**EXERCISE REQUIREMENTS**
Take the lines from the one with "Rebuild this screenshot" through the one with "</CardHeader>", both ends kept, and reproduce them exactly without the pictures.

___ TASK INPUTS ___

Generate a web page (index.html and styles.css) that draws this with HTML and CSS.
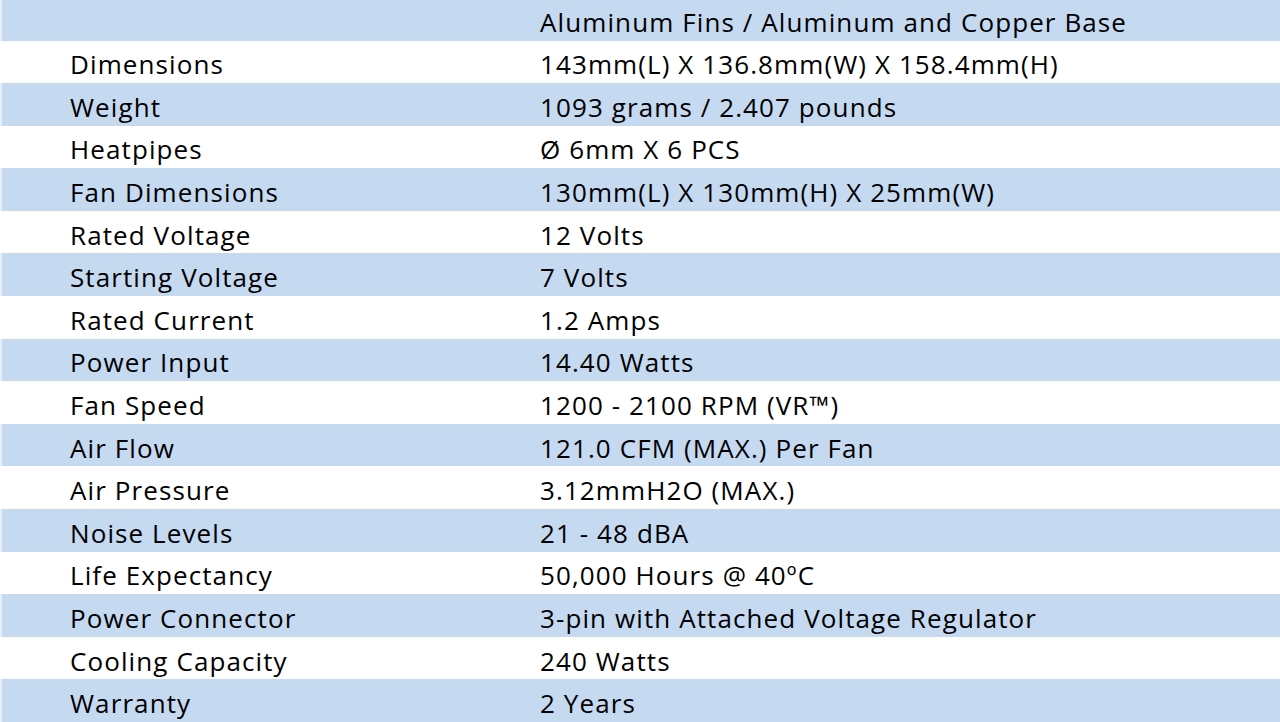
FILE: index.html
```html
<!DOCTYPE html>
<html lang="en">
<head>
<meta charset="utf-8">
<title>Specifications</title>
<link rel="stylesheet" href="styles.css">
</head>
<body>
<div class="specs">
  <div class="row blue"><span class="label"></span><span class="value">Aluminum Fins / Aluminum and Copper Base</span></div>
  <div class="row"><span class="label">Dimensions</span><span class="value">143mm(L) X 136.8mm(W) X 158.4mm(H)</span></div>
  <div class="row blue"><span class="label">Weight</span><span class="value">1093 grams / 2.407 pounds</span></div>
  <div class="row"><span class="label">Heatpipes</span><span class="value">Ø 6mm X 6 PCS</span></div>
  <div class="row blue"><span class="label">Fan Dimensions</span><span class="value">130mm(L) X 130mm(H) X 25mm(W)</span></div>
  <div class="row"><span class="label">Rated Voltage</span><span class="value">12 Volts</span></div>
  <div class="row blue"><span class="label">Starting Voltage</span><span class="value">7 Volts</span></div>
  <div class="row"><span class="label">Rated Current</span><span class="value">1.2 Amps</span></div>
  <div class="row blue"><span class="label">Power Input</span><span class="value">14.40 Watts</span></div>
  <div class="row"><span class="label">Fan Speed</span><span class="value">1200 - 2100 RPM (VR™)</span></div>
  <div class="row blue"><span class="label">Air Flow</span><span class="value">121.0 CFM (MAX.) Per Fan</span></div>
  <div class="row"><span class="label">Air Pressure</span><span class="value">3.12mmH2O (MAX.)</span></div>
  <div class="row blue"><span class="label">Noise Levels</span><span class="value">21 - 48 dBA</span></div>
  <div class="row"><span class="label">Life Expectancy</span><span class="value">50,000 Hours @ 40ºC</span></div>
  <div class="row blue"><span class="label">Power Connector</span><span class="value">3-pin with Attached Voltage Regulator</span></div>
  <div class="row"><span class="label">Cooling Capacity</span><span class="value">240 Watts</span></div>
  <div class="row blue"><span class="label">Warranty</span><span class="value">2 Years</span></div>
</div>
</body>
</html>
```

FILE: styles.css
```css
html, body {
  margin: 0;
  padding: 0;
  background: #ffffff;
  overflow: hidden;
}

.specs {
  margin-top: -2.1px;
  display: flex;
  flex-direction: column;
  font-family: "Open Sans", "Liberation Sans", sans-serif;
  font-size: 26px;
  font-weight: 500;
  letter-spacing: 1.1px;
  color: #000000;
}

.row {
  height: 42.6px;
  display: grid;
  grid-template-columns: 538px 1fr;
  align-items: center;
  border-left: 2px solid rgba(255, 255, 255, 0.55);
  background: #ffffff;
  box-sizing: border-box;
}

.row.blue {
  background: #c5d9f1;
}

.label {
  padding-left: 68px;
  white-space: nowrap;
  padding-top: 5px;
}

.value {
  white-space: nowrap;
  padding-top: 5px;
}
```
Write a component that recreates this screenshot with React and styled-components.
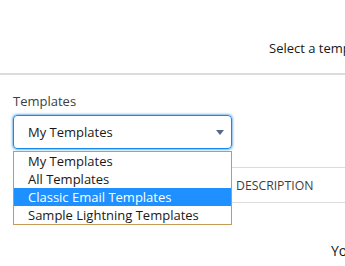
import React from "react";
import styled, { createGlobalStyle } from "styled-components";

const Global = createGlobalStyle`
  html, body {
    margin: 0;
    padding: 0;
    background: #ffffff;
  }
  body {
    width: 345px;
    height: 266px;
    overflow: hidden;
    font-family: "Open Sans", "Noto Sans", sans-serif;
    color: #181818;
  }
`;

const Modal = styled.div`
  width: 345px;
  height: 266px;
  overflow: hidden;
`;

const Header = styled.header`
  height: 75px;
  box-sizing: border-box;
  padding: 38px 0 0 269px;
  border-bottom: 2px solid #dcdcdc;
  font-size: 13px;
  line-height: 20px;
  color: #181818;
  white-space: nowrap;
  overflow: hidden;
`;

const Body = styled.div`
  padding: 17px 0 0 13px;
`;

const Label = styled.label`
  display: block;
  font-size: 13px;
  line-height: 18px;
  color: #3e3e3c;
`;

const Field = styled.div`
  position: relative;
  margin-top: 5px;
  width: 219px;
`;

const SelectBox = styled.div`
  height: 34px;
  box-sizing: border-box;
  display: flex;
  align-items: center;
  justify-content: space-between;
  padding: 0 7px 0 14px;
  border: 1px solid #1589ee;
  border-radius: 4px;
  box-shadow: 0 0 3px #0070d2;
  font-size: 13px;
  color: #181818;
`;

const Caret = styled.svg`
  width: 8px;
  height: 5px;
`;

const Options = styled.ul`
  position: absolute;
  top: 36px;
  left: 0;
  z-index: 2;
  width: 219px;
  box-sizing: border-box;
  margin: 0;
  padding: 0;
  list-style: none;
  background: #ffffff;
  border: 1px solid #c49a55;
`;

const Option = styled.li`
  height: 18px;
  line-height: 18px;
  padding-left: 14px;
  font-size: 13px;
  white-space: nowrap;
  background: ${(p) => (p.$active ? "#1e90ff" : "#ffffff")};
  color: ${(p) => (p.$active ? "#ffffff" : "#181818")};
`;

const Table = styled.div`
  margin-top: 18px;
  display: grid;
  grid-template-columns: 223px 1fr;
  border-top: 1px solid #dddbda;
  border-bottom: 1px solid #dddbda;
  height: 36px;
  box-sizing: border-box;
`;

const HeadCell = styled.div`
  display: flex;
  align-items: center;
  font-size: 12.25px;
  color: #3e3e3c;
  text-transform: uppercase;
  white-space: nowrap;
`;

const Empty = styled.div`
  padding: 38px 0 0 318px;
  font-size: 14px;
  line-height: 20px;
  color: #181818;
  white-space: nowrap;
  overflow: hidden;
`;

const options = [
  "My Templates",
  "All Templates",
  "Classic Email Templates",
  "Sample Lightning Templates",
];

export default function App() {
  return (
    <Modal>
      <Global />
      <Header>Select a template</Header>
      <Body>
        <Label>Templates</Label>
        <Field>
          <SelectBox>
            <span>My Templates</span>
            <Caret viewBox="0 0 8 5">
              <path d="M0 0h8L4 5z" fill="#54698d" />
            </Caret>
          </SelectBox>
          <Options>
            {options.map((o, i) => (
              <Option key={o} $active={i === 2}>
                {o}
              </Option>
            ))}
          </Options>
        </Field>
        <Table>
          <HeadCell />
          <HeadCell>Description</HeadCell>
        </Table>
        <Empty>You have no templates</Empty>
      </Body>
    </Modal>
  );
}
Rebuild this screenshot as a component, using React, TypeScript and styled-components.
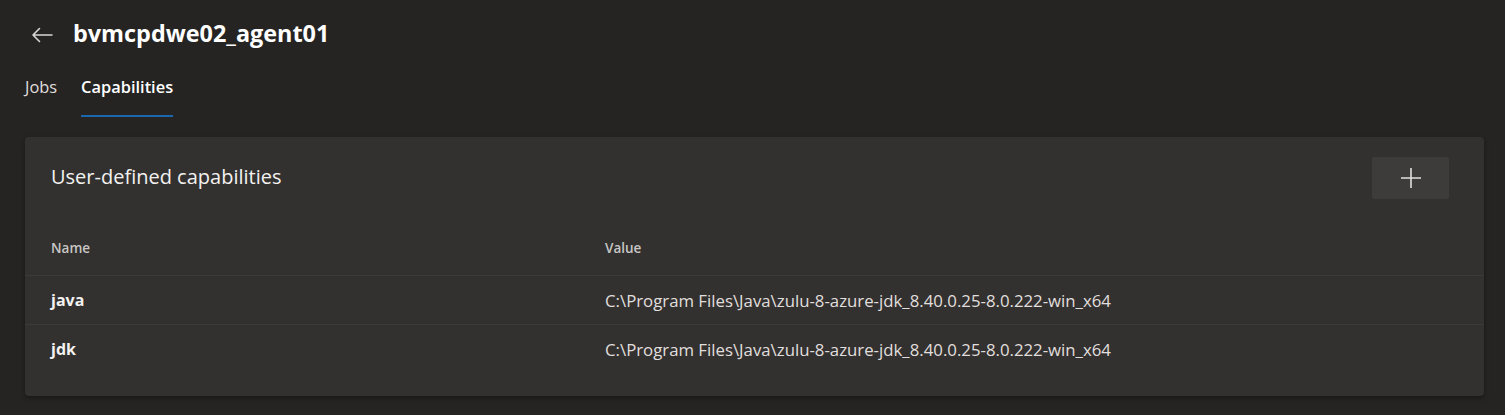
import React from 'react'
import styled, { createGlobalStyle } from 'styled-components'

const GlobalStyle = createGlobalStyle`
  html, body {
    margin: 0;
    padding: 0;
    background: #252423;
  }
  body {
    font-family: "Open Sans", "Noto Sans", sans-serif;
    color: #f3f2f1;
  }
`

const rows = [
  { name: 'java', value: 'C:\\Program Files\\Java\\zulu-8-azure-jdk_8.40.0.25-8.0.222-win_x64' },
  { name: 'jdk', value: 'C:\\Program Files\\Java\\zulu-8-azure-jdk_8.40.0.25-8.0.222-win_x64' },
]

const App = () => {
  return (
    <Page>
      <GlobalStyle />
      <Header>
        <BackButton aria-label='Back'>
          <svg width='22' height='16' viewBox='0 0 22 16' fill='none'>
            <path d='M21 8H2M8.5 1.5L2 8l6.5 6.5' stroke='#d8d6d4' strokeWidth='1.6' strokeLinecap='round' strokeLinejoin='round' />
          </svg>
        </BackButton>
        <Title>bvmcpdwe02_agent01</Title>
      </Header>

      <Tabs>
        <Tab>Jobs</Tab>
        <Tab $active>Capabilities</Tab>
      </Tabs>

      <Card>
        <CardHeader>
          <CardTitle>User-defined capabilities</CardTitle>
          <AddButton aria-label='Add'>
            <svg width='20' height='20' viewBox='0 0 20 20'>
              <path d='M10 0v20M0 10h20' stroke='#e1dfdd' strokeWidth='1.6' />
            </svg>
          </AddButton>
        </CardHeader>

        <Table>
          <HeadRow>
            <HeadCell>Name</HeadCell>
            <HeadCell>Value</HeadCell>
          </HeadRow>
          {rows.map((r) => (
            <Row key={r.name}>
              <NameCell>{r.name}</NameCell>
              <ValueCell>{r.value}</ValueCell>
            </Row>
          ))}
        </Table>
      </Card>
    </Page>
  )
}

export default App

const Page = styled.div`
  width: 1505px;
  height: 415px;
  box-sizing: border-box;
  padding: 0 21px 0 25px;
  background: #252423;
`

const Header = styled.div`
  display: flex;
  align-items: center;
  height: 68px;
  gap: 20px;
  padding-left: 6px;
  padding-bottom: 2px;
  box-sizing: border-box;
`

const BackButton = styled.div`
  display: flex;
  align-items: center;
  width: 22px;
  height: 22px;
  margin-top: 3px;
`

const Title = styled.h1`
  margin: 0;
  font-size: 23.4px;
  font-weight: 700;
  color: #ffffff;
`

const Tabs = styled.div`
  display: flex;
  gap: 24px;
  height: 49px;
`

const Tab = styled.div<{ $active?: boolean }>`
  display: flex;
  align-items: center;
  height: 100%;
  box-sizing: border-box;
  padding-bottom: 10px;
  font-size: 16.4px;
  font-weight: ${(p) => (p.$active ? 600 : 400)};
  color: ${(p) => (p.$active ? '#ffffff' : '#e1dfdd')};
  border-bottom: 2px solid ${(p) => (p.$active ? '#1a67b0' : 'transparent')};
`

const Card = styled.div`
  margin-top: 20px;
  height: 259px;
  background: #323130;
  border-radius: 4px;
  box-shadow: 0 2px 4px rgba(0, 0, 0, 0.35);
`

const CardHeader = styled.div`
  display: flex;
  align-items: center;
  justify-content: space-between;
  padding: 20px 35px 0 26px;
  height: 42px;
`

const CardTitle = styled.h2`
  margin: 0 0 3px;
  font-size: 20px;
  font-weight: 400;
  color: #f3f2f1;
`

const AddButton = styled.div`
  display: flex;
  align-items: center;
  justify-content: center;
  width: 77px;
  height: 42px;
  background: #3d3c3b;
  border-radius: 2px;
`

const Table = styled.div`
  margin-top: 21px;
`

const gridCols = `
  display: grid;
  grid-template-columns: 554px 1fr;
  padding-left: 26px;
  align-items: center;
`

const HeadRow = styled.div`
  ${gridCols}
  height: 55px;
  border-bottom: 1px solid #3b3a39;
`

const HeadCell = styled.div`
  font-size: 13.5px;
  font-weight: 600;
  color: #c8c6c4;
`

const Row = styled.div`
  ${gridCols}
  height: 48px;
  & + & {
    border-top: 1px solid #3b3a39;
  }
`

const NameCell = styled.div`
  font-size: 16px;
  font-weight: 700;
  color: #f3f2f1;
`

const ValueCell = styled.div`
  font-size: 16.8px;
  color: #e1dfdd;
`
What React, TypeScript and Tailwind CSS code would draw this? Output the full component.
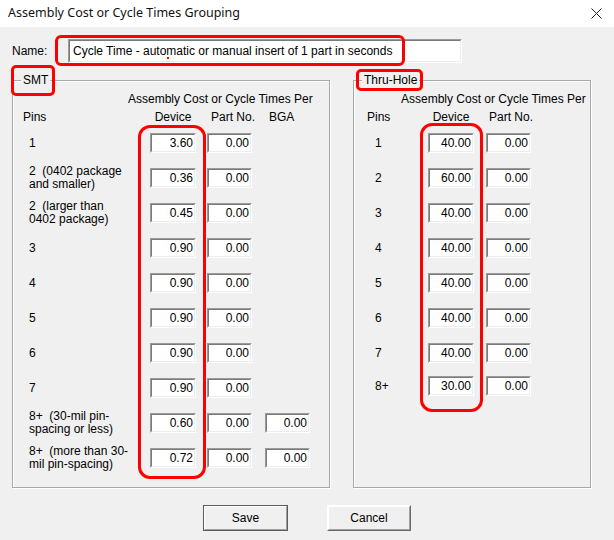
import React from "react";

type Row = { label: string; device: string; part: string; bga?: string; mt?: string };

const smtRows: Row[] = [
  { label: "1", device: "3.60", part: "0.00" },
  { label: "2  (0402 package\nand smaller)", device: "0.36", part: "0.00" },
  { label: "2  (larger than\n0402 package)", device: "0.45", part: "0.00" },
  { label: "3", device: "0.90", part: "0.00" },
  { label: "4", device: "0.90", part: "0.00" },
  { label: "5", device: "0.90", part: "0.00" },
  { label: "6", device: "0.90", part: "0.00" },
  { label: "7", device: "0.90", part: "0.00" },
  { label: "8+  (30-mil pin-\nspacing or less)", device: "0.60", part: "0.00", bga: "0.00" },
  { label: "8+  (more than 30-\nmil pin-spacing)", device: "0.72", part: "0.00", bga: "0.00" },
];

const thruRows: Row[] = [
  { label: "1", device: "40.00", part: "0.00" },
  { label: "2", device: "60.00", part: "0.00" },
  { label: "3", device: "40.00", part: "0.00" },
  { label: "4", device: "40.00", part: "0.00" },
  { label: "5", device: "40.00", part: "0.00" },
  { label: "6", device: "40.00", part: "0.00" },
  { label: "7", device: "40.00", part: "0.00" },
  { label: "8+", device: "30.00", part: "0.00", mt: "mt-[-2px]" },
];

function Field({ value, className }: { value: string; className: string }) {
  return (
    <div className={`h-[20px] shrink-0 border border-t-[#9a9a9a] border-l-[#9a9a9a] border-b-white border-r-white ${className}`}>
      <div className="h-full border border-t-[#7a7a7a] border-l-[#7a7a7a] border-b-[#ececec] border-r-[#ececec] bg-white pr-[1px] text-right leading-[16px]">
        {value}
      </div>
    </div>
  );
}

function GroupBox({ title, className, children }: { title: string; className: string; children: React.ReactNode }) {
  return (
    <div className={`relative h-[408px] border border-[#a8a8a8] shadow-[1px_1px_0_#fff,inset_1px_1px_0_#fff] ${className}`}>
      <span className="absolute -top-[8px] left-[8px] bg-[#f0f0f0] px-[2px] leading-[14px]">{title}</span>
      {children}
    </div>
  );
}

function WinButton({ label, isDefault }: { label: string; isDefault?: boolean }) {
  return (
    <div className={`h-[26px] border ${isDefault ? "w-[85px] border-[#5a5a5a]" : "w-[84px] border-t-white border-l-white border-b-[#696969] border-r-[#696969]"}`}>
      <div className="flex h-full items-center justify-center border border-t-white border-l-white border-b-[#a0a0a0] border-r-[#a0a0a0] bg-[#f0f0f0]">
        {label}
      </div>
    </div>
  );
}

export default function App() {
  return (
    <div className="relative h-[540px] w-[614px] overflow-hidden bg-[#f0f0f0] font-['Liberation_Sans',Arial,sans-serif] text-[12px] text-black">
      {/* Title bar */}
      <div className="flex h-[27px] items-center justify-between bg-white pl-[8px] pr-[12px]">
        <span className="font-['Noto_Sans',sans-serif] text-[12.5px] text-[#111]">Assembly Cost or Cycle Times Grouping</span>
        <svg width="11" height="11" viewBox="0 0 11 11" className="mt-[-1px]">
          <path d="M0.5 0.5 L10.5 10.5 M10.5 0.5 L0.5 10.5" stroke="#222" strokeWidth="1" />
        </svg>
      </div>

      <div className="px-[12px]">
        {/* Name */}
        <div className="mt-[12px] flex items-center">
          <span className="w-[56px]">Name:</span>
          <div className="h-[24px] w-[394px] border border-t-[#9a9a9a] border-l-[#9a9a9a] border-b-white border-r-white">
            <div className="h-full border border-t-[#7a7a7a] border-l-[#7a7a7a] border-b-[#ececec] border-r-[#ececec] bg-white pl-[3px] leading-[20px]">
              Cycle Time - automatic or manual insert of 1 part in seconds
            </div>
          </div>
        </div>

        <div className="mt-[17px] flex gap-[23px]">
          {/* SMT */}
          <GroupBox title="SMT" className="w-[318px]">
            <div className="ml-[115px] mt-[11px] w-[180px] whitespace-nowrap text-center leading-[14px]">
              Assembly Cost or Cycle Times Per
            </div>
            <div className="mt-[4px] flex leading-[14px]">
              <span className="w-[137px] pl-[10px]">Pins</span>
              <span className="w-[46px] whitespace-nowrap text-center">Device</span>
              <span className="ml-[11px] w-[45px] whitespace-nowrap pl-[4px]">Part No.</span>
              <span className="ml-[13px] w-[45px] whitespace-nowrap pl-[4px]">BGA</span>
            </div>
            <div className="mt-[9px] flex flex-col gap-[15px]">
              {smtRows.map((r, i) => (
                <div key={i} className="flex h-[20px] items-center">
                  <span className="w-[137px] shrink-0 whitespace-pre pl-[16px] leading-[13px]">{r.label}</span>
                  <Field value={r.device} className="w-[46px]" />
                  <Field value={r.part} className="ml-[11px] w-[45px]" />
                  {r.bga && <Field value={r.bga} className="ml-[13px] w-[45px]" />}
                </div>
              ))}
            </div>
          </GroupBox>

          {/* Thru-Hole */}
          <GroupBox title="Thru-Hole" className="w-[238px]">
            <div className="ml-[47px] mt-[11px] w-[178px] whitespace-nowrap text-center leading-[14px]">
              Assembly Cost or Cycle Times Per
            </div>
            <div className="mt-[4px] flex leading-[14px]">
              <span className="w-[74px] pl-[13px]">Pins</span>
              <span className="w-[46px] whitespace-nowrap text-center">Device</span>
              <span className="ml-[12px] w-[45px] whitespace-nowrap pl-[3px]">Part No.</span>
            </div>
            <div className="mt-[9px] flex flex-col gap-[15px]">
              {thruRows.map((r, i) => (
                <div key={i} className={`flex h-[20px] items-center ${r.mt ?? ""}`}>
                  <span className="w-[74px] shrink-0 pl-[21px]">{r.label}</span>
                  <Field value={r.device} className="w-[46px]" />
                  <Field value={r.part} className="ml-[12px] w-[45px]" />
                </div>
              ))}
            </div>
          </GroupBox>
        </div>

        {/* Buttons */}
        <div className="mt-[17px] flex justify-center gap-[39px]">
          <WinButton label="Save" isDefault />
          <WinButton label="Cancel" />
        </div>
      </div>

      {/* Red annotation overlays */}
      <div className="pointer-events-none absolute left-[55px] top-[35px] h-[31px] w-[350px] rounded-[6px] border-[3px] border-[#ff0000]" />
      <div className="pointer-events-none absolute left-[167px] top-[57px] h-[2px] w-[2px] bg-[#ff0000]" />
      <div className="pointer-events-none absolute left-[11px] top-[65px] h-[31px] w-[44px] rounded-[5px] border-[3px] border-[#ff0000]" />
      <div className="pointer-events-none absolute left-[356px] top-[69px] h-[22px] w-[67px] rounded-[5px] border-[3px] border-[#ff0000]" />
      <div className="pointer-events-none absolute left-[138px] top-[125px] h-[354px] w-[68px] rounded-[12px] border-[3px] border-[#ff0000]" />
      <div className="pointer-events-none absolute left-[420px] top-[123px] h-[289px] w-[63px] rounded-[12px] border-[3px] border-[#ff0000]" />
    </div>
  );
}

___

**CORRECT OUTPUT**
Rebuild this screenshot as a component, using React, TypeScript and styled-components.
import React from 'react'
import styled, { createGlobalStyle } from 'styled-components'

const GlobalStyle = createGlobalStyle`
  html, body {
    margin: 0;
    padding: 0;
    background: #252423;
  }
  body {
    font-family: "Open Sans", "Noto Sans", sans-serif;
    color: #f3f2f1;
  }
`

const rows = [
  { name: 'java', value: 'C:\\Program Files\\Java\\zulu-8-azure-jdk_8.40.0.25-8.0.222-win_x64' },
  { name: 'jdk', value: 'C:\\Program Files\\Java\\zulu-8-azure-jdk_8.40.0.25-8.0.222-win_x64' },
]

const App = () => {
  return (
    <Page>
      <GlobalStyle />
      <Header>
        <BackButton aria-label='Back'>
          <svg width='22' height='16' viewBox='0 0 22 16' fill='none'>
            <path d='M21 8H2M8.5 1.5L2 8l6.5 6.5' stroke='#d8d6d4' strokeWidth='1.6' strokeLinecap='round' strokeLinejoin='round' />
          </svg>
        </BackButton>
        <Title>bvmcpdwe02_agent01</Title>
      </Header>

      <Tabs>
        <Tab>Jobs</Tab>
        <Tab $active>Capabilities</Tab>
      </Tabs>

      <Card>
        <CardHeader>
          <CardTitle>User-defined capabilities</CardTitle>
          <AddButton aria-label='Add'>
            <svg width='20' height='20' viewBox='0 0 20 20'>
              <path d='M10 0v20M0 10h20' stroke='#e1dfdd' strokeWidth='1.6' />
            </svg>
          </AddButton>
        </CardHeader>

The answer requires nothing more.